WHAT IS REQUIRED
In the listing below, locate the lines bearing the word "table". Copy every one of them.

DATASET ENTRIES
__________________________________________________

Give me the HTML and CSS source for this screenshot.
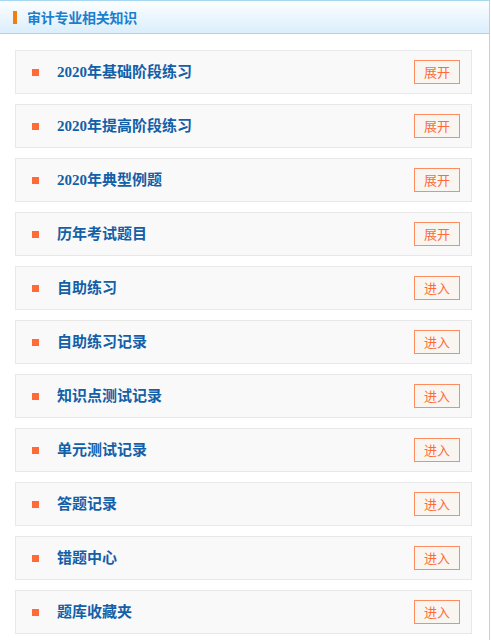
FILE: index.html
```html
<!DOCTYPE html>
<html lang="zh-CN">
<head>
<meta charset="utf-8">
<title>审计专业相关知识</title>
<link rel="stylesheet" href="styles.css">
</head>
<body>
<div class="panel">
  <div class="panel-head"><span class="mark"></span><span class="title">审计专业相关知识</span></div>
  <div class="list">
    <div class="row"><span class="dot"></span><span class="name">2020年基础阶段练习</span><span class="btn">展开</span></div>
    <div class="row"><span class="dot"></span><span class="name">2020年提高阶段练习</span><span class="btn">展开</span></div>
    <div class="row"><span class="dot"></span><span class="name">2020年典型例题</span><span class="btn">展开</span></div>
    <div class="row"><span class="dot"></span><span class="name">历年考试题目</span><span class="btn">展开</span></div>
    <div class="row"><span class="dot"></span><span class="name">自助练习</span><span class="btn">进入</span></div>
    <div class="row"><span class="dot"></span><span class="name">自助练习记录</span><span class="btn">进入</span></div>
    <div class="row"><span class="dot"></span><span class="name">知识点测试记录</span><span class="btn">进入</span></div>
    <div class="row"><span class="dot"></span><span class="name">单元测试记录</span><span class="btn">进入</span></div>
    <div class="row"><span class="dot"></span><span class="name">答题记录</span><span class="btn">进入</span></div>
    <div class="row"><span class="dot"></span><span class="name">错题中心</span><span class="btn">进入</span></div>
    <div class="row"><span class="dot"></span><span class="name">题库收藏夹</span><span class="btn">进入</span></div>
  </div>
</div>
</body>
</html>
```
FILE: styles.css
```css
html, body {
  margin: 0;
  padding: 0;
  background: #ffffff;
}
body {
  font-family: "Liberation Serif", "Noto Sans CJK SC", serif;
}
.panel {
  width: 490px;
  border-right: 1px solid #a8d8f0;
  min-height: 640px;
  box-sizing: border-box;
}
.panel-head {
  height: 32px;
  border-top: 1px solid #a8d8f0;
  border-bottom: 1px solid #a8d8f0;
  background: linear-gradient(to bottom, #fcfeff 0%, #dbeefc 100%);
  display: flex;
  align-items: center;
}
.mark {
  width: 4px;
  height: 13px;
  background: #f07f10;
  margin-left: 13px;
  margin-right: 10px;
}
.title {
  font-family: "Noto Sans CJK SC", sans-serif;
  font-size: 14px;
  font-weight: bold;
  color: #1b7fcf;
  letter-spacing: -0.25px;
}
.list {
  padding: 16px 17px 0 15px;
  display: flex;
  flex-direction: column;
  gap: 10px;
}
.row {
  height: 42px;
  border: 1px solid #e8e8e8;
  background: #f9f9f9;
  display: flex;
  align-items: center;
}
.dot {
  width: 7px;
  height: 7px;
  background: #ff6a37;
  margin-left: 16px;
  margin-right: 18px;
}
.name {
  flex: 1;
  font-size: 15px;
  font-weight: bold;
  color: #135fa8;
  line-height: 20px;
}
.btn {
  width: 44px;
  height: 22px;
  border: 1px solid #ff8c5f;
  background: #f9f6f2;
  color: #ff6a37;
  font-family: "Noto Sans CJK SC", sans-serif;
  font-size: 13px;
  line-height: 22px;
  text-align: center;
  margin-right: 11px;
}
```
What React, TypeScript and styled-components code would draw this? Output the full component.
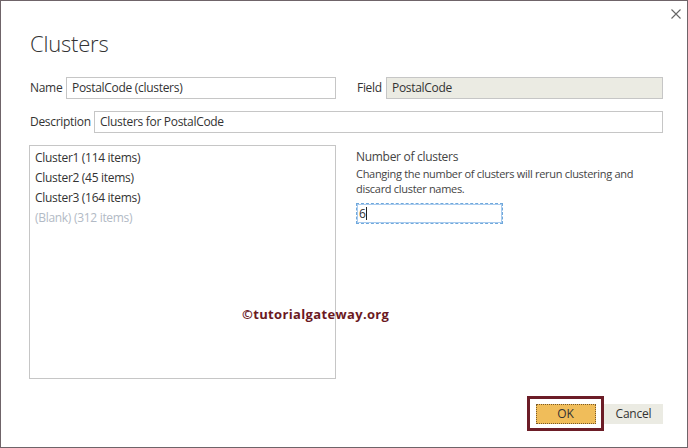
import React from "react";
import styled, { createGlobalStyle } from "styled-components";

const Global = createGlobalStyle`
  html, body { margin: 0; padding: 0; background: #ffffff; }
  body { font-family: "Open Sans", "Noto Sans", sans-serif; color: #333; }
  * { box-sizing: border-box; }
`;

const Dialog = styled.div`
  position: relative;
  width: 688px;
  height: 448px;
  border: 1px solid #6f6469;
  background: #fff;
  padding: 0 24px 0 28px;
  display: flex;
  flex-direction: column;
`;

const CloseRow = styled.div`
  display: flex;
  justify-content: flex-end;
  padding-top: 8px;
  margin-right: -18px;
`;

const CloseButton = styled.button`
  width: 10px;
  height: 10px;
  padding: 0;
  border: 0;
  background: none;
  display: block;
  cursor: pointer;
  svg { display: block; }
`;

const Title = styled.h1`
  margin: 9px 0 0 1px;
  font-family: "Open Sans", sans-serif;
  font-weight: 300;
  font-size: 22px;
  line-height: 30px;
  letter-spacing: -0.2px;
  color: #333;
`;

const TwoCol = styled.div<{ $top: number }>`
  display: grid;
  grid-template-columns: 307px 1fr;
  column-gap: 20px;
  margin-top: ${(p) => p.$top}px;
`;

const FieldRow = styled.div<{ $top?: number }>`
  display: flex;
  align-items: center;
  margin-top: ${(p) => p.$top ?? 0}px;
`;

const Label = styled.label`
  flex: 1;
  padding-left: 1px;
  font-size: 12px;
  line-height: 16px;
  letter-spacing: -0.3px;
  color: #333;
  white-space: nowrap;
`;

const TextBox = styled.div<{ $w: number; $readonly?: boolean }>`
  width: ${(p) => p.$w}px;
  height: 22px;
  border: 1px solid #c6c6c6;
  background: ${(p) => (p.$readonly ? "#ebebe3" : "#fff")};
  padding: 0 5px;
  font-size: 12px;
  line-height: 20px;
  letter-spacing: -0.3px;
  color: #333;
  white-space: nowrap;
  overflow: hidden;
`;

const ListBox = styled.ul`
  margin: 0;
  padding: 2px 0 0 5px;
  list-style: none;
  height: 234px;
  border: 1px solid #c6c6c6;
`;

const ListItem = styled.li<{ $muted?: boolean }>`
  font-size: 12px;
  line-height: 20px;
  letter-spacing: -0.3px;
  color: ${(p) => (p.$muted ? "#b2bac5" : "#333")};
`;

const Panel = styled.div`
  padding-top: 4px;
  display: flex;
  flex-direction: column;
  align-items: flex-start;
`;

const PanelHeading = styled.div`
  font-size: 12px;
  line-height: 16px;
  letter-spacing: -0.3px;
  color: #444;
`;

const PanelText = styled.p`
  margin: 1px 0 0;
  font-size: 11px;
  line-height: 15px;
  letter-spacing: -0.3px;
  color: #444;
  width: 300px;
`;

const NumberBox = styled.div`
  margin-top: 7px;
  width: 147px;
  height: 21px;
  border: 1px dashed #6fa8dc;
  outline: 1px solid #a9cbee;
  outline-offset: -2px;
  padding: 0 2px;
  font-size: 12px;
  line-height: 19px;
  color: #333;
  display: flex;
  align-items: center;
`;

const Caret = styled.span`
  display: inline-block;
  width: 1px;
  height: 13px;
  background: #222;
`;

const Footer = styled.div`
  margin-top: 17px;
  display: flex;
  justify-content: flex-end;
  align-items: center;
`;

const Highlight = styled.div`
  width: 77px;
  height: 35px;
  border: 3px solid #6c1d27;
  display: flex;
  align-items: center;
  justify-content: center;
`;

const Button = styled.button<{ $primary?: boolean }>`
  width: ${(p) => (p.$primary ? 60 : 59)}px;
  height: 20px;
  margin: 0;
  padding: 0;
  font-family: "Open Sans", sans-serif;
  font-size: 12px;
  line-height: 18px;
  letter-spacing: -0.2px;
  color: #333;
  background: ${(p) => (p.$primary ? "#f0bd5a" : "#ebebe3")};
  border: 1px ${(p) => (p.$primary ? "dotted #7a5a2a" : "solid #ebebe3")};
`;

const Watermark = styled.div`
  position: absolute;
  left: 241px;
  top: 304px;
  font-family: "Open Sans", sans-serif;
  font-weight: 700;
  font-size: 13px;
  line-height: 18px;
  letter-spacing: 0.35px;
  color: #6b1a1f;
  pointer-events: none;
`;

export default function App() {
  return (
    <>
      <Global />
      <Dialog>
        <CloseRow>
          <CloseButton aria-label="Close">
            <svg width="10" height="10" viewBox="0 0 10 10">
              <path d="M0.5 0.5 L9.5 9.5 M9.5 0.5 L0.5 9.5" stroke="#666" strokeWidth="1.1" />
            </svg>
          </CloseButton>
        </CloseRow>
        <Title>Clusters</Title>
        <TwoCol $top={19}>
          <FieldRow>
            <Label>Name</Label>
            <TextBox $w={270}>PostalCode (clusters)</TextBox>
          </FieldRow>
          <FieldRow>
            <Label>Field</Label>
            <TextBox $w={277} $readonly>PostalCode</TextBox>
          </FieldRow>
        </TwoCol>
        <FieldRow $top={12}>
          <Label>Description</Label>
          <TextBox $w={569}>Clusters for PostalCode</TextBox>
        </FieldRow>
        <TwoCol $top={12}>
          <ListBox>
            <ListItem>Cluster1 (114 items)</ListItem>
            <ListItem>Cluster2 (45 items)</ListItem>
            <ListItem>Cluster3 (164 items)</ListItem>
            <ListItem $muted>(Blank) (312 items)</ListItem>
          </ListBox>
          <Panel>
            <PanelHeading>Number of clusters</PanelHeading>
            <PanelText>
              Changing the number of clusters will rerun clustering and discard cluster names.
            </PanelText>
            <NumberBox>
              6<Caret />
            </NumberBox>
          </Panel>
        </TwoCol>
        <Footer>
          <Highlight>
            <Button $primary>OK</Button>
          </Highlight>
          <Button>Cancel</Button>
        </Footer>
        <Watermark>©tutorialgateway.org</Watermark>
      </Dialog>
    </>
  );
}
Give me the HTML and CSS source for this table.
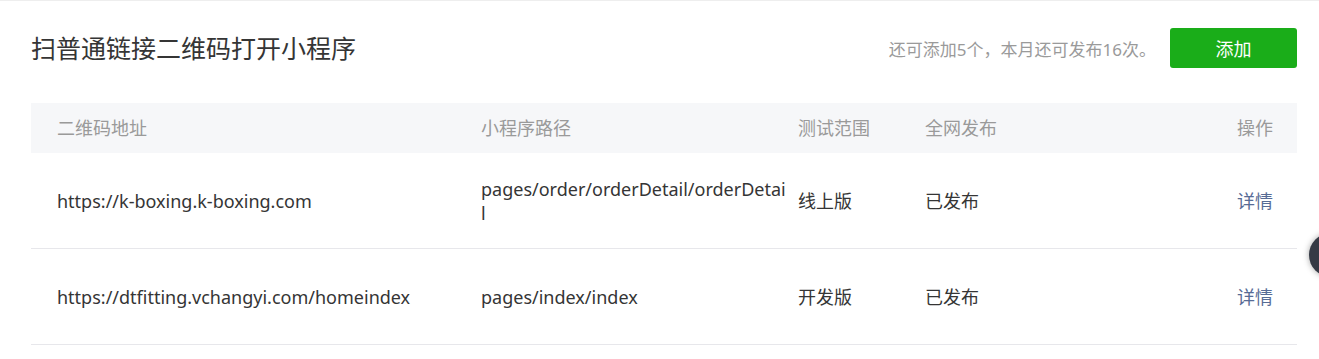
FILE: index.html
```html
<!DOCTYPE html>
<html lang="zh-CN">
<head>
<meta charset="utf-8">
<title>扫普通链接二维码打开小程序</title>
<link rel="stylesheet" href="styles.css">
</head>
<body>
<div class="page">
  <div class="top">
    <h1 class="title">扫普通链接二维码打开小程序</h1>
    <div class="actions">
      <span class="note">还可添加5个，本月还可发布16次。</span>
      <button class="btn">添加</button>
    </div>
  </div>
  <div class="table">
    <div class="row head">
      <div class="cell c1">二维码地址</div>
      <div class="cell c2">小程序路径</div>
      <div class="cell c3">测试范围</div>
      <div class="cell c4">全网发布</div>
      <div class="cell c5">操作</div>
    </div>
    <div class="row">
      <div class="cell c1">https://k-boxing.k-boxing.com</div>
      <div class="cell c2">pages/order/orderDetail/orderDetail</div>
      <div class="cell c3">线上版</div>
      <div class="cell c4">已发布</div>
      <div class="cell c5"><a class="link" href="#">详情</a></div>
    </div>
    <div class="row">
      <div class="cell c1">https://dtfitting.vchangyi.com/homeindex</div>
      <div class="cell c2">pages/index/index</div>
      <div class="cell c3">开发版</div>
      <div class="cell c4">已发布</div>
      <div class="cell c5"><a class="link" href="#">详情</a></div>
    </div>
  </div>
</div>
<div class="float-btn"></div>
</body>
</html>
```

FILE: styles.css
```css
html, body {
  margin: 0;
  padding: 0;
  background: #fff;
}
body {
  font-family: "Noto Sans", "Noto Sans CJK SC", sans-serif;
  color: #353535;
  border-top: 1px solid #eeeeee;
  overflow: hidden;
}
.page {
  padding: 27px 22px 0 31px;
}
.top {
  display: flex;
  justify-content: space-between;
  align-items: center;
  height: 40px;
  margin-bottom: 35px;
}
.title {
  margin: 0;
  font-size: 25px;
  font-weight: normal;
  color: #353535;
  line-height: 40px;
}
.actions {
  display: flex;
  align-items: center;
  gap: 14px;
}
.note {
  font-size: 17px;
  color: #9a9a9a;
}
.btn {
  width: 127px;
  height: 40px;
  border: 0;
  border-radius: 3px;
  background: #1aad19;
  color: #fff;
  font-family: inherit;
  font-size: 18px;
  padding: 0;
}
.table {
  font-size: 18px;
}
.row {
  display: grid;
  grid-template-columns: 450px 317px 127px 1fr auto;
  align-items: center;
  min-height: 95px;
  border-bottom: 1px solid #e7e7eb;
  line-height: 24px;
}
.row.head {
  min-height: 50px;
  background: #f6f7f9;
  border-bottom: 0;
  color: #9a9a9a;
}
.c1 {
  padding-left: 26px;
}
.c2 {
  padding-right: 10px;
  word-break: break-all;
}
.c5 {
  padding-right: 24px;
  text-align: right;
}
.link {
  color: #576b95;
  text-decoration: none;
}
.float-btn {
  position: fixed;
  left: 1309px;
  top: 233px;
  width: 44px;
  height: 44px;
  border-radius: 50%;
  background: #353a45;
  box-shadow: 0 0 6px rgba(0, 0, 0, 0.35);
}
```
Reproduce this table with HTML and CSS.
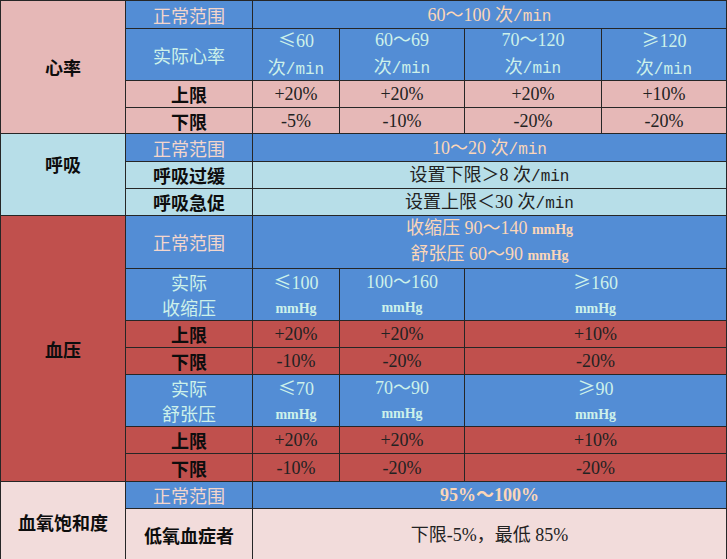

__________________________________________________

CORRECT OUTPUT
Give me the HTML and CSS source for this table.
  <div class="table">
.table {
Reproduce this table with HTML and CSS.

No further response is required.